= Aernout van Lynden =

Dutch-British journalist

Carel Diederic Aernout baron van Lynden (born 31 December 1954) is a Dutch-British journalist with over twenty years experience as a war correspondent in the Middle East, Northern Ireland and the Balkans.

==Career==
Lynden began his journalism career in 1979 at the Haagsche Courant. In September 1980 he was one of the few Western journalists in Iraq when Saddam Hussein's attack on Iran opened. After this he worked as a freelance for BBC Radio, The Observer and The Washington Post. He then invested much time and energy in the anti- Soviet Resistance in Afghanistan. In 1982 he became The Observer correspondent in Beirut, where he was a journalist covering the civil war in Lebanon and other regional conflicts.

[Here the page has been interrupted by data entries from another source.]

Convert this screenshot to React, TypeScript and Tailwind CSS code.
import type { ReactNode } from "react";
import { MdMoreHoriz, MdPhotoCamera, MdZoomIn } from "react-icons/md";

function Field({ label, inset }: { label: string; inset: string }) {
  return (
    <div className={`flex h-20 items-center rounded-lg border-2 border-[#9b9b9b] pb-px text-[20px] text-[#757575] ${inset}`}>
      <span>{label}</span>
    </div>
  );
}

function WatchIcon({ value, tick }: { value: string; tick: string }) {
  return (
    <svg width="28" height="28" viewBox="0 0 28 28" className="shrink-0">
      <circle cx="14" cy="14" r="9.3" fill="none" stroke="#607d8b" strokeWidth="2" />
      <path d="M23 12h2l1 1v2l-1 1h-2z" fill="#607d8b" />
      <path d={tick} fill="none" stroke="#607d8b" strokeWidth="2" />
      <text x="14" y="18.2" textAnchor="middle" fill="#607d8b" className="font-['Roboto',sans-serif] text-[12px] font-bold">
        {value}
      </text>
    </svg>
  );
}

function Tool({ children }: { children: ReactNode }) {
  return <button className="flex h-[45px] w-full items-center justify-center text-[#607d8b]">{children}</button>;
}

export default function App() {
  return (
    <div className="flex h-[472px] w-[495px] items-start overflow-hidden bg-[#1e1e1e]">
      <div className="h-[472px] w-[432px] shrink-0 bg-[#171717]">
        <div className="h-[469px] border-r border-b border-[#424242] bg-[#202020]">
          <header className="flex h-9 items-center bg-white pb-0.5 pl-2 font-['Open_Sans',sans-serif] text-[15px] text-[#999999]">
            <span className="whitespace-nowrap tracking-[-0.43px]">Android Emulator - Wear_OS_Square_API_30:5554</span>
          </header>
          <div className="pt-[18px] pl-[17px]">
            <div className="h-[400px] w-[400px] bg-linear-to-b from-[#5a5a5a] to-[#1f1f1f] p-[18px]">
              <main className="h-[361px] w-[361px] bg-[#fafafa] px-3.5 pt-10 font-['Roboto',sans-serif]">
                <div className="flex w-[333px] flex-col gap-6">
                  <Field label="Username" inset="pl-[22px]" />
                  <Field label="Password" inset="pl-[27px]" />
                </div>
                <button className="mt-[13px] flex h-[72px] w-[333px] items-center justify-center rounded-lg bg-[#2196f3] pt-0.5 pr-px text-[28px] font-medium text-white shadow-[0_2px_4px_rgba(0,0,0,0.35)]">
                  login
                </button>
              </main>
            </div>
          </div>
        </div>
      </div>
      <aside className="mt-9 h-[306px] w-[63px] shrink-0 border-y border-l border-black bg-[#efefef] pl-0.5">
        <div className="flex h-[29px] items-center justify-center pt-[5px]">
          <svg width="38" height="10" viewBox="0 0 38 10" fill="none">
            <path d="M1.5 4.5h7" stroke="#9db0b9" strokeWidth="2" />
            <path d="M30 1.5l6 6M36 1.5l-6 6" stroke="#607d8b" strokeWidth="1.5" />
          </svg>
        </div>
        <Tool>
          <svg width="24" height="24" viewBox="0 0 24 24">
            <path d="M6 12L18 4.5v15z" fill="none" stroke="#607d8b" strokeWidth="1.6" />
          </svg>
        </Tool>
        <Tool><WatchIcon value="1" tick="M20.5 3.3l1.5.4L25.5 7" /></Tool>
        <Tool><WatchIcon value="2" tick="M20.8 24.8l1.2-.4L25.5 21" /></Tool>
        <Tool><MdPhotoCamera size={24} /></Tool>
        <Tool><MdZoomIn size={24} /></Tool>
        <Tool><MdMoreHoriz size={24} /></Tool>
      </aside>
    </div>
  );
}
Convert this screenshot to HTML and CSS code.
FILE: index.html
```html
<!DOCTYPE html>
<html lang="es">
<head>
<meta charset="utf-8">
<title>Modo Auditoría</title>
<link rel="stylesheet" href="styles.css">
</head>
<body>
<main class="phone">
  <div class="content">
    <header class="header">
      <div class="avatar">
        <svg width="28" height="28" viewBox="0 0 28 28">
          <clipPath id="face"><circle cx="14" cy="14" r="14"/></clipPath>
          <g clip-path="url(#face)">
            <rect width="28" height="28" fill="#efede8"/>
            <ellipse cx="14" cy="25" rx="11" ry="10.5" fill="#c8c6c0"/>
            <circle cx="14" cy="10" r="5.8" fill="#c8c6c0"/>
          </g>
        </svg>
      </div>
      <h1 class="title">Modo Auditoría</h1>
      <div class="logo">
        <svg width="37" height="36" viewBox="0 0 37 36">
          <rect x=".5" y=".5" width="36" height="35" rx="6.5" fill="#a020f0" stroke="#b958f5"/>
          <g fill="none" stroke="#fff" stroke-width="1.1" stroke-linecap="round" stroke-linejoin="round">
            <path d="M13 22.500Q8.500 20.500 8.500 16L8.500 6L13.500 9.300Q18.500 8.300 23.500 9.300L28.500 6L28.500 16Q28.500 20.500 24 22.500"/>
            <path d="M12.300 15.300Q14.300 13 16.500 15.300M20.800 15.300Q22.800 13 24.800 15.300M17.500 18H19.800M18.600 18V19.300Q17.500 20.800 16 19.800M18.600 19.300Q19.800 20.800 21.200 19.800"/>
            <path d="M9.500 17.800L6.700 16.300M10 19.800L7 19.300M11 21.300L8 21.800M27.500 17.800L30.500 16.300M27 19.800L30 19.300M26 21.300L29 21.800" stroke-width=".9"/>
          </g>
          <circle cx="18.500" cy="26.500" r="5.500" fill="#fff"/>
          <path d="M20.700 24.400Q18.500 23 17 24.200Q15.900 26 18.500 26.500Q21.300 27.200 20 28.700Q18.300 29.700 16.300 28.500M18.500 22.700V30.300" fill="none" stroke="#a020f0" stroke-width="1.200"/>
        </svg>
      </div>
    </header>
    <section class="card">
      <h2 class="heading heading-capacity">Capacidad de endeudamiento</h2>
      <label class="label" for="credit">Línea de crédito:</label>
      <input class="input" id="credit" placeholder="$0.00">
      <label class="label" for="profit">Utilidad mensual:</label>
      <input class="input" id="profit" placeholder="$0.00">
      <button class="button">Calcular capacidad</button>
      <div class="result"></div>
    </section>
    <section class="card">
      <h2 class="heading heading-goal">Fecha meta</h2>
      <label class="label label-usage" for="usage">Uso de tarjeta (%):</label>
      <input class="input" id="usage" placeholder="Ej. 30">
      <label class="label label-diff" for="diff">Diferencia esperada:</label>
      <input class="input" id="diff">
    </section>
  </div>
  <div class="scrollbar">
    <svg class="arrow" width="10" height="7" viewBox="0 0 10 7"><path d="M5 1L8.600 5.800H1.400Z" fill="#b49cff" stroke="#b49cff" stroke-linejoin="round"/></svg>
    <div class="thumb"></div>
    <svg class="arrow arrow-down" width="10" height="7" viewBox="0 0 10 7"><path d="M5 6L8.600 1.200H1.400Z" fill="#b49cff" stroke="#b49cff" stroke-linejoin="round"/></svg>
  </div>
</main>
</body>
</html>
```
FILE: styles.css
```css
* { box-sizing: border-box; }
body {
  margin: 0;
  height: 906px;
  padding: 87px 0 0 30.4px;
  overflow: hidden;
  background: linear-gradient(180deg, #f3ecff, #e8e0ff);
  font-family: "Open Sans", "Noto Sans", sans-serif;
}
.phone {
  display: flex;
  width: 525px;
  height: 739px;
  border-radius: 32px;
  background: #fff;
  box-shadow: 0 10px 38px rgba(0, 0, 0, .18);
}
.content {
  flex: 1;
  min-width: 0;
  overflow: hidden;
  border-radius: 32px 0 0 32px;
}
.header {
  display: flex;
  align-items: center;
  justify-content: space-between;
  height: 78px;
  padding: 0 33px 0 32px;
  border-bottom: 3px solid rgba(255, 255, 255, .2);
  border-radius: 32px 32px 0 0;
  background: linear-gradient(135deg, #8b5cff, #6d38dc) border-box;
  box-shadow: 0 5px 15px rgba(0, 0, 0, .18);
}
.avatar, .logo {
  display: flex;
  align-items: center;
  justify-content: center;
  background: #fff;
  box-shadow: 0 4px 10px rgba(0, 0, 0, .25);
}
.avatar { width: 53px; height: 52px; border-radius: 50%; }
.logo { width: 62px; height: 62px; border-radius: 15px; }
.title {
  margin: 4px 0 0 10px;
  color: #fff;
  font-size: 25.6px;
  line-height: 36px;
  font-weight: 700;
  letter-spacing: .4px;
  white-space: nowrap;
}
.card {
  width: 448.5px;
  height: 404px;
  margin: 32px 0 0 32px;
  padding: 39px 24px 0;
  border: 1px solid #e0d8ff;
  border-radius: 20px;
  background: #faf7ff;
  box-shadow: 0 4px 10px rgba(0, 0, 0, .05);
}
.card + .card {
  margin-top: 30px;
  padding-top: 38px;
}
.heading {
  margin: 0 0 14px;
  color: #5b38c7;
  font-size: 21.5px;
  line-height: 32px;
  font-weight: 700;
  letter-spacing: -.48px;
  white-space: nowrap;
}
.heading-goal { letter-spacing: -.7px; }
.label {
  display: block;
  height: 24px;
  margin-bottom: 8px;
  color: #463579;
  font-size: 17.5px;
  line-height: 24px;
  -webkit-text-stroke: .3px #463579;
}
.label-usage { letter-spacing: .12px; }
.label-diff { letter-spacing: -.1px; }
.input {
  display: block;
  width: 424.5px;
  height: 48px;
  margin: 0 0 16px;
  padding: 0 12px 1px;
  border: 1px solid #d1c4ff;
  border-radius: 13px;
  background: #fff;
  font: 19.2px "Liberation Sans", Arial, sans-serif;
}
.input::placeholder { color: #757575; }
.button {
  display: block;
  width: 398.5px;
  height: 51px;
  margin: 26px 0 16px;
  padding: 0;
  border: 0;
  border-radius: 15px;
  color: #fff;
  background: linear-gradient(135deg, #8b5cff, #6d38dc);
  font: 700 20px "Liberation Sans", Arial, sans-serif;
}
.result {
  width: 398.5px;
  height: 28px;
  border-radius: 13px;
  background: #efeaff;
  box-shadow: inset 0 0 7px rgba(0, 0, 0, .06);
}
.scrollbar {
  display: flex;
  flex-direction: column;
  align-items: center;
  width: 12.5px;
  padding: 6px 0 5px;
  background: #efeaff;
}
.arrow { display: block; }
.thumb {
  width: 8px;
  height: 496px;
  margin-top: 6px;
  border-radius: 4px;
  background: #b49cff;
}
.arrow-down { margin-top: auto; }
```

After moving to London he became involved in setting up the 24-hour news channel BSkyB. He would remain active over thirteen years. First as an anchor (presenter) and then as a senior foreign correspondent. In that role he covered among others the Soviet retreat from Afghanistan, the Romanian Revolution in 1989, the Gulf War in 1990–91, the disintegration of Yugoslavia and the Palestinian Intifada. For his reporting on the war in Bosnia in 1993, he received two international awards. From 2002 to mid-2008 he was professor of communication and journalism associated with the American University in Bulgaria (AUBG) in Blagoevgrad.
He has also lectured at the John Cabot University in Rome, Italy, but is now a lecturer at Leiden University College The Hague.

Aernout van Lynden had a cameo as himself in the movie Behind Enemy Lines.

==Private life==
Aernout van Lynden was married to diplomat Henriette van Lynden-Leijten, who died in November 2010.